The more profitable this rent opportunity becomes, the more resellers (and other agents) find ways to exploit it better. One channel to exploit these rents is auto-checkout software (ACO) or "bots:" in the last 3 years, there has been a boom in such a software development. Bots can run thousands of checkout attempts or "tasks," clearing the available stock in seconds. For reasons that are not entirely clear, retailers heavily invest in stopping these attempts, so a complimentary industry has emerged to help bypass anti-bot efforts: proxies to mask the IP from which attempts come from, site accounts, email farming tools to trick captcha systems, and so on. There are tens of bot companies and hundreds of related-goods companies, all competing and cooperating at the same time to beat anti-bot protections.

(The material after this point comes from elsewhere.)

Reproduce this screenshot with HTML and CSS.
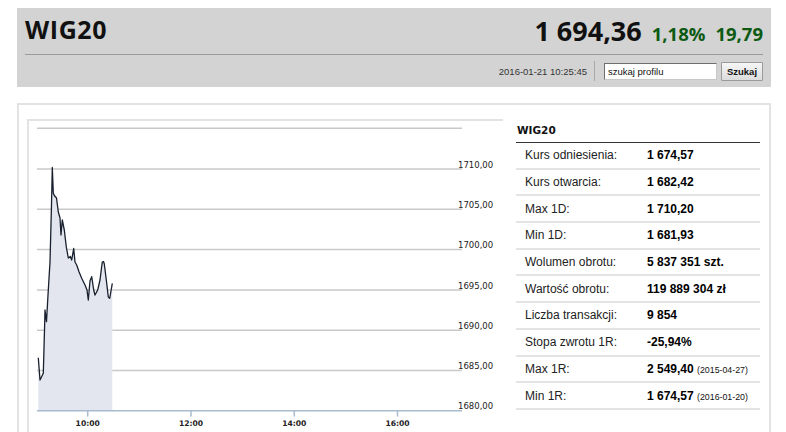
FILE: index.html
```html
<!DOCTYPE html>
<html lang="pl">
<head>
<meta charset="utf-8">
<title>WIG20</title>
<link rel="stylesheet" href="styles.css">
</head>
<body>
<div class="page">
  <header class="quote">
    <div class="quote-top">
      <h1 class="quote-name">WIG20</h1>
      <div class="quote-price">
        <span class="price">1 694,36</span>
        <span class="chg">1,18%</span>
        <span class="chg">19,79</span>
      </div>
    </div>
    <div class="quote-bottom">
      <span class="stamp">2016-01-21 10:25:45</span>
      <span class="vsep"></span>
      <form class="search">
        <input class="search-input" type="text" value="szukaj profilu">
        <button class="search-btn" type="button">Szukaj</button>
      </form>
    </div>
  </header>

  <section class="main">
    <div class="chart">
      <svg class="chart-svg" width="474" height="311" viewBox="29 121 474 311" xmlns="http://www.w3.org/2000/svg">
        <g stroke="#c9c9c9" stroke-width="1.5">
          <line x1="37" y1="128.3" x2="462" y2="128.3"/>
          <line x1="37" y1="169" x2="462" y2="169"/>
          <line x1="37" y1="209.3" x2="462" y2="209.3"/>
          <line x1="37" y1="249.5" x2="462" y2="249.5"/>
          <line x1="37" y1="290" x2="462" y2="290"/>
          <line x1="37" y1="330.2" x2="462" y2="330.2"/>
          <line x1="37" y1="370.5" x2="462" y2="370.5"/>
        </g>
        <path d="M38.3 410.7 L38.3 357.7 L40 380 L41.5 377 L43.3 373.3 L44.5 330 L45 310 L46.5 321.7 L48 295 L50 262 L51.5 205 L52.3 167.5 L53.3 193 L54.3 195.5 L56.5 198 L58.3 212 L60 218 L61 235 L62.3 220 L64.3 230 L66.3 247 L68.3 258 L70.3 256.5 L71.7 260 L73.7 248.5 L75 262 L76.7 265 L79 271.7 L81.7 278.3 L85 285 L87 290 L88.3 300 L90 281 L91.7 276.7 L93.7 290 L95 295 L97.7 290 L100 280 L101.5 268 L102.3 262 L103.5 261.5 L104.3 264 L106.3 280 L108.3 297 L109.7 298.3 L111 291 L112.3 283.3 L112.3 410.7 Z" fill="#e3e6ee"/>
        <polyline fill="none" stroke="#18202e" stroke-width="1.3" stroke-linejoin="round" points="38.3,357.7 40,380 41.5,377 43.3,373.3 44.5,330 45,310 46.5,321.7 48,295 50,262 51.5,205 52.3,167.5 53.3,193 54.3,195.5 56.5,198 58.3,212 60,218 61,235 62.3,220 64.3,230 66.3,247 68.3,258 70.3,256.5 71.7,260 73.7,248.5 75,262 76.7,265 79,271.7 81.7,278.3 85,285 87,290 88.3,300 90,281 91.7,276.7 93.7,290 95,295 97.7,290 100,280 101.5,268 102.3,262 103.5,261.5 104.3,264 106.3,280 108.3,297 109.7,298.3 111,291 112.3,283.3"/>
        <g stroke="#a8bbcf" stroke-width="1.5">
          <line x1="37" y1="410.7" x2="462" y2="410.7"/>
          <line x1="87.7" y1="410.7" x2="87.7" y2="416.5"/>
          <line x1="191" y1="410.7" x2="191" y2="416.5"/>
          <line x1="294.3" y1="410.7" x2="294.3" y2="416.5"/>
          <line x1="397.5" y1="410.7" x2="397.5" y2="416.5"/>
        </g>
        <g class="ylab">
          <text x="458" y="167.5">1710,00</text>
          <text x="458" y="207.8">1705,00</text>
          <text x="458" y="248">1700,00</text>
          <text x="458" y="288.5">1695,00</text>
          <text x="458" y="328.7">1690,00</text>
          <text x="458" y="369">1685,00</text>
          <text x="458" y="409.3">1680,00</text>
        </g>
        <g class="xlab">
          <text x="87.7" y="426">10:00</text>
          <text x="191" y="426">12:00</text>
          <text x="294.3" y="426">14:00</text>
          <text x="397.5" y="426">16:00</text>
        </g>
      </svg>
    </div>

    <div class="stats">
      <h2 class="stats-title">WIG20</h2>
      <div class="row"><span class="lbl">Kurs odniesienia:</span><span class="val">1 674,57</span></div>
      <div class="row"><span class="lbl">Kurs otwarcia:</span><span class="val">1 682,42</span></div>
      <div class="row"><span class="lbl">Max 1D:</span><span class="val">1 710,20</span></div>
      <div class="row"><span class="lbl">Min 1D:</span><span class="val">1 681,93</span></div>
      <div class="row"><span class="lbl">Wolumen obrotu:</span><span class="val">5 837 351 szt.</span></div>
      <div class="row"><span class="lbl">Wartość obrotu:</span><span class="val">119 889 304 zł</span></div>
      <div class="row"><span class="lbl">Liczba transakcji:</span><span class="val">9 854</span></div>
      <div class="row"><span class="lbl">Stopa zwrotu 1R:</span><span class="val">-25,94%</span></div>
      <div class="row"><span class="lbl">Max 1R:</span><span class="val">2 549,40 <small class="date">(2015-04-27)</small></span></div>
      <div class="row"><span class="lbl">Min 1R:</span><span class="val">1 674,57 <small class="date">(2016-01-20)</small></span></div>
    </div>
  </section>
</div>
</body>
</html>
```

FILE: styles.css
```css
html, body {
  margin: 0;
  padding: 0;
  background: #fff;
}
body {
  font-family: "Liberation Sans", Arial, sans-serif;
  color: #222;
  width: 786px;
  height: 432px;
  overflow: hidden;
}

/* ---------- header ---------- */
.quote {
  margin: 8px 0 0 17px;
  width: 754px;
  height: 79px;
  box-sizing: border-box;
  background: #d3d3d3;
  padding: 0 8px;
}
.quote-top {
  height: 46px;
  border-bottom: 1px solid #9b9b9b;
  display: flex;
  justify-content: space-between;
  align-items: flex-start;
}
.quote-name {
  margin: 9px 0 0 0;
  font-family: "Open Sans", sans-serif;
  font-weight: 700;
  font-size: 25px;
  line-height: 25px;
  letter-spacing: 0.6px;
  color: #111;
}
.quote-price {
  margin-top: 9px;
  display: flex;
  align-items: baseline;
  font-family: "Open Sans", sans-serif;
  font-weight: 700;
}
.price {
  font-size: 27px;
  line-height: 27px;
  color: #111;
}
.chg {
  font-size: 18.5px;
  color: #0d5a12;
  margin-left: 10px;
}

.quote-bottom {
  height: 32px;
  display: flex;
  justify-content: flex-end;
  align-items: center;
}
.stamp {
  font-size: 9.5px;
  color: #333;
}
.vsep {
  width: 1px;
  height: 20px;
  background: #a9a9a9;
  margin: 0 9px 0 7px;
}
.search {
  display: flex;
  align-items: center;
  margin: 0;
}
.search-input {
  box-sizing: border-box;
  width: 113px;
  height: 17px;
  margin: 0;
  padding: 0 3px;
  border: 1px solid #6f6f6f;
  border-right-color: #c8c8c8;
  border-bottom-color: #c8c8c8;
  background: #fff;
  font-family: "Liberation Sans", Arial, sans-serif;
  font-size: 9.5px;
  color: #111;
}
.search-btn {
  box-sizing: border-box;
  width: 42px;
  height: 19px;
  margin: 0 0 0 4px;
  padding: 0;
  border: 1px solid #9a9a9a;
  border-radius: 1px;
  background: linear-gradient(#f6f6f6, #dcdcdc);
  font-family: "Liberation Sans", Arial, sans-serif;
  font-weight: 700;
  font-size: 9.5px;
  color: #111;
}

/* ---------- main ---------- */
.main {
  margin: 16px 0 0 17px;
  width: 754px;
  height: 340px;
  box-sizing: border-box;
  border: 2px solid #e3e3e3;
  border-bottom: none;
  display: flex;
  align-items: flex-start;
}
.chart {
  margin: 14px 0 0 8px;
  width: 476px;
  height: 330px;
  box-sizing: border-box;
  border-top: 2px solid #e3e3e3;
  border-left: 2px solid #e3e3e3;
}
.chart-svg {
  display: block;
}
.ylab text {
  font-family: "DejaVu Sans", sans-serif;
  font-size: 8.5px;
  fill: #222;
}
.xlab text {
  font-family: "DejaVu Sans", sans-serif;
  font-size: 7.6px;
  font-weight: 700;
  fill: #222;
  text-anchor: middle;
}

/* ---------- stats ---------- */
.stats {
  margin-left: 13px;
  width: 244px;
}
.stats-title {
  margin: 0;
  padding: 17px 0 4px 1px;
  font-family: "DejaVu Sans", sans-serif;
  font-weight: 700;
  font-size: 10.5px;
  line-height: 16px;
  color: #111;
  border-bottom: 1px solid #333;
}
.row {
  display: flex;
  align-items: center;
  height: 24.7px;
  border-bottom: 2px solid #e4e4e4;
  font-size: 12px;
}
.lbl {
  width: 122px;
  padding-left: 9px;
  color: #222;
}
.val {
  font-weight: 700;
  color: #000;
}
.date {
  font-weight: 400;
  font-size: 8.8px;
  color: #111;
}
```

Parallelly, sites like eBay, GOAT and StockX have institutionalized the resale. Resellers can post asking prices for their goods, whereas consumers can post bids, and when there is a coincidence, a transaction ensues. Naturally, these platforms charge a fee for their services, which other than connecting buyers and sellers, consist of authenticity verification for the sneakers (yes, counterfeit is a constant in the sneaker market). In fact, the resale business is so solid that one of the main sneaker retailers in the USA, Footlocker group...just invested 100 million dollars in GOAT to become a reseller as well! So, Footlocker wants to be a retailer, stop resellers, and resell as well... interesting!

Finally, the bot market. The success of the bot-developing companies depends on keeping the user base limited: users compete with each other for the pairs, and often times, the code depends on a small number of users exploiting it; for instance, developing teams will find bypasses for retail sites' queue systems, which are more likely to be detected, and thus, patched, the more users exploit it. As a result, there is a limited number of licenses in the market, that are traded as stocks. Users will invest in bots depending on what they expect from them, and bot companies will provide users with information about performance and updates, to influence their behavior. To get an idea of dimensionality, a top-performing sneaker bot can be bought in secondary markets for around 7 thousand dollars, and some of the developers make around half million dollars in license sales (I am definitely in the wrong field).

A great opportunity is present to study the sneaker reselling market, as most of the information is centralized and automatized in Discord, a social network. Users create groups where they share relevant information, often filtered from retailers, and create strategies to be successful hoarding limited products. Interesting is the fact that users compete against each other. In these networks, bot companies provide estimates of their performance, and bot companies cooperate to provide comparative statistics, even though they compete. Finally, secondary market places keep close track of bot-selling transactions and the information is easily accessible and constantly updated. Perhaps, there are lessons on competition, persuasion, the stock market and technological development to be drawn from the sneaker reselling market.